'''
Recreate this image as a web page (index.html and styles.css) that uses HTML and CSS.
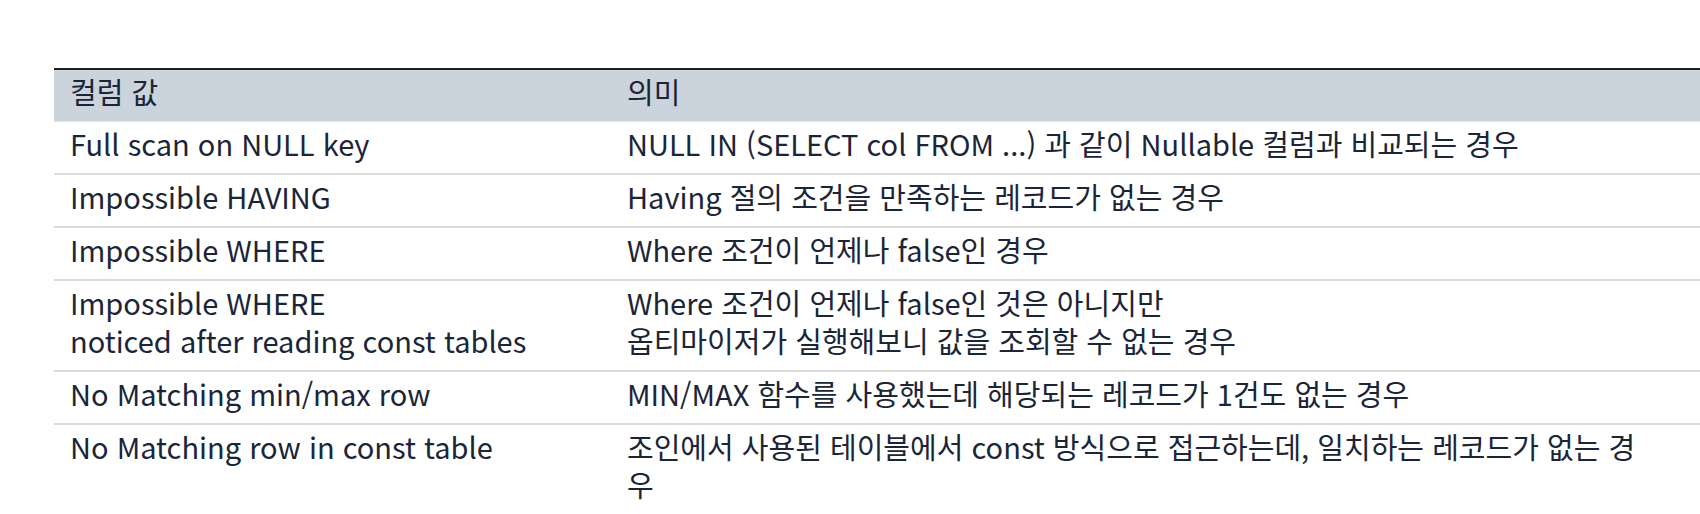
FILE: index.html
```html
<!DOCTYPE html>
<html lang="ko">
<head>
<meta charset="utf-8">
<link rel="stylesheet" href="styles.css">
</head>
<body>
<table class="info-table">
  <thead>
    <tr><th class="col-key">컬럼 값</th><th class="col-desc">의미</th></tr>
  </thead>
  <tbody>
    <tr><td>Full scan on NULL key</td><td class="desc">NULL IN (SELECT col FROM ...) 과 같이 Nullable 컬럼과 비교되는 경우</td></tr>
    <tr><td>Impossible HAVING</td><td class="desc">Having 절의 조건을 만족하는 레코드가 없는 경우</td></tr>
    <tr><td>Impossible WHERE</td><td class="desc">Where 조건이 언제나 false인 경우</td></tr>
    <tr><td>Impossible WHERE<br>noticed after reading const tables</td><td class="desc">Where 조건이 언제나 false인 것은 아니지만<br>옵티마이저가 실행해보니 값을 조회할 수 없는 경우</td></tr>
    <tr><td>No Matching min/max row</td><td class="desc">MIN/MAX 함수를 사용했는데 해당되는 레코드가 1건도 없는 경우</td></tr>
    <tr><td>No Matching row in const table</td><td class="desc">조인에서 사용된 테이블에서 const 방식으로 접근하는데, 일치하는 레코드가 없는 경우</td></tr>
  </tbody>
</table>
</body>
</html>
```
FILE: styles.css
```css
html, body {
  margin: 0;
  padding: 0;
  background: #ffffff;
  overflow: hidden;
}
body {
  font-family: "Noto Sans CJK KR", "Noto Sans", sans-serif;
  color: #1b2538;
}
.info-table {
  margin: 68px 0 0 54px;
  width: 1646px;
  border-collapse: collapse;
  font-size: 29px;
  line-height: 38px;
}
.info-table th,
.info-table td {
  text-align: left;
  font-weight: 400;
  vertical-align: top;
  padding: 2px 16px 11px;
}
.info-table td.desc {
  padding-right: 50px;
}
.info-table thead th {
  background: #cbd3dc;
  border-top: 2px solid #1f1f1f;
  border-bottom: 1px solid #e4e4e4;
}
.info-table tbody td {
  border-bottom: 2px solid #dcdcdc;
}
.col-key {
  width: 525px;
}
```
'''
* [WORK INSTRUCTIONS]:
Print out the material word for word, omitting the pictures.

* [TASK ANSWER]:
Recreate this image as a web page (index.html and styles.css) that uses HTML and CSS.
FILE: index.html
```html
<!DOCTYPE html>
<html lang="ko">
<head>
<meta charset="utf-8">
<link rel="stylesheet" href="styles.css">
</head>
<body>
<table class="info-table">
  <thead>
    <tr><th class="col-key">컬럼 값</th><th class="col-desc">의미</th></tr>
  </thead>
  <tbody>
    <tr><td>Full scan on NULL key</td><td class="desc">NULL IN (SELECT col FROM ...) 과 같이 Nullable 컬럼과 비교되는 경우</td></tr>
    <tr><td>Impossible HAVING</td><td class="desc">Having 절의 조건을 만족하는 레코드가 없는 경우</td></tr>
    <tr><td>Impossible WHERE</td><td class="desc">Where 조건이 언제나 false인 경우</td></tr>
    <tr><td>Impossible WHERE<br>noticed after reading const tables</td><td class="desc">Where 조건이 언제나 false인 것은 아니지만<br>옵티마이저가 실행해보니 값을 조회할 수 없는 경우</td></tr>
    <tr><td>No Matching min/max row</td><td class="desc">MIN/MAX 함수를 사용했는데 해당되는 레코드가 1건도 없는 경우</td></tr>
    <tr><td>No Matching row in const table</td><td class="desc">조인에서 사용된 테이블에서 const 방식으로 접근하는데, 일치하는 레코드가 없는 경우</td></tr>
  </tbody>
</table>
</body>
</html>
```
FILE: styles.css
```css
html, body {
  margin: 0;
  padding: 0;
  background: #ffffff;
  overflow: hidden;
}
body {
  font-family: "Noto Sans CJK KR", "Noto Sans", sans-serif;
  color: #1b2538;
}
.info-table {
  margin: 68px 0 0 54px;
  width: 1646px;
  border-collapse: collapse;
  font-size: 29px;
  line-height: 38px;
}
.info-table th,
.info-table td {
  text-align: left;
  font-weight: 400;
  vertical-align: top;
  padding: 2px 16px 11px;
}
.info-table td.desc {
  padding-right: 50px;
}
.info-table thead th {
  background: #cbd3dc;
  border-top: 2px solid #1f1f1f;
  border-bottom: 1px solid #e4e4e4;
}
.info-table tbody td {
  border-bottom: 2px solid #dcdcdc;
}
.col-key {
  width: 525px;
}
```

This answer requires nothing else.